I don't believe that restrictions on private investments make sense. If anything, they perpetuate the "rich get richer, poor get poorer" problem. Unaccredited investors are kept out of great potential wealth creation. The problem is not bad investments, it's fraudulent ones. Fraud is still illegal even if you kill the accredited investors restrictions.

3 comments

I do generally agree with you that the accredited investor definition should just be scrapped entirely, but the problem with fraud is that you usually don't find out about it until your investment is gone, and prosecutions often aren't able to recover anywhere near enough to make the investors whole again. And even when they do, it can take months or years.

Someone with a $20M net worth can deal with losing $1M. It sucks, but it's not going to put them on the streets. Someone who puts all of their savings into a fraudulent investment then becomes one car break-down away from not paying their bills. Consider also if that person is retired and is living on a fixed income.

The kind of people in the latter group are probably more likely to fall for a scam or fraud.
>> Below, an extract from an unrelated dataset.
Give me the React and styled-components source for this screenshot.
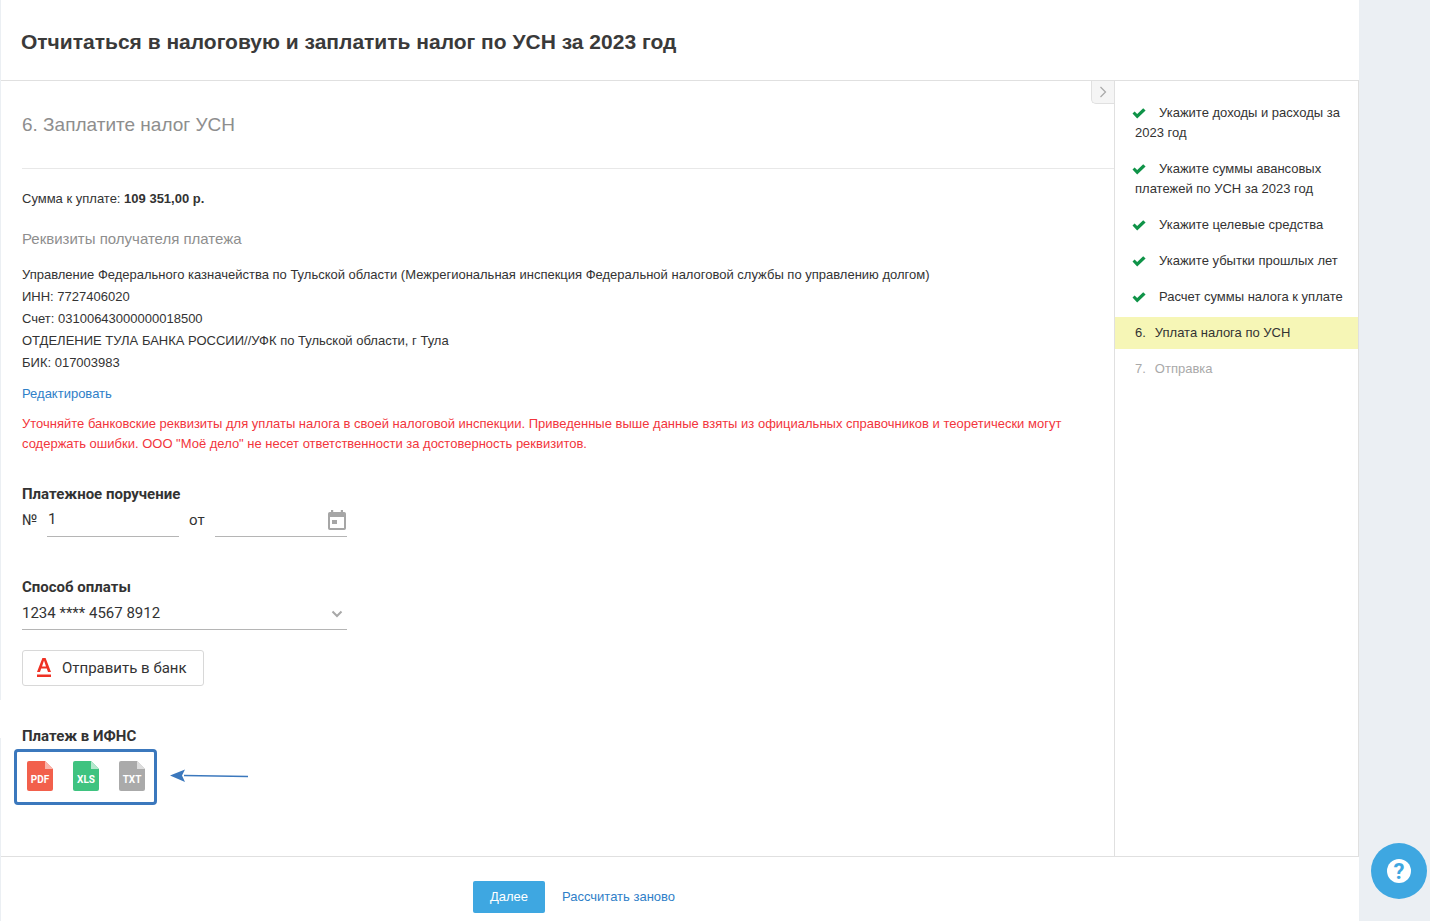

I would love to lift investment restrictions -- I absolutely agree that this is a "richer get richer, poor get poorer" issue -- but not without a way to better protect more vulnerable investors.

The first thing that comes to mind is some sort of government-provided investment fraud insurance. But then I worry about perverse incentives: every time someone's investment tanks, they're incentivized to try to prove that the investment was a fraud.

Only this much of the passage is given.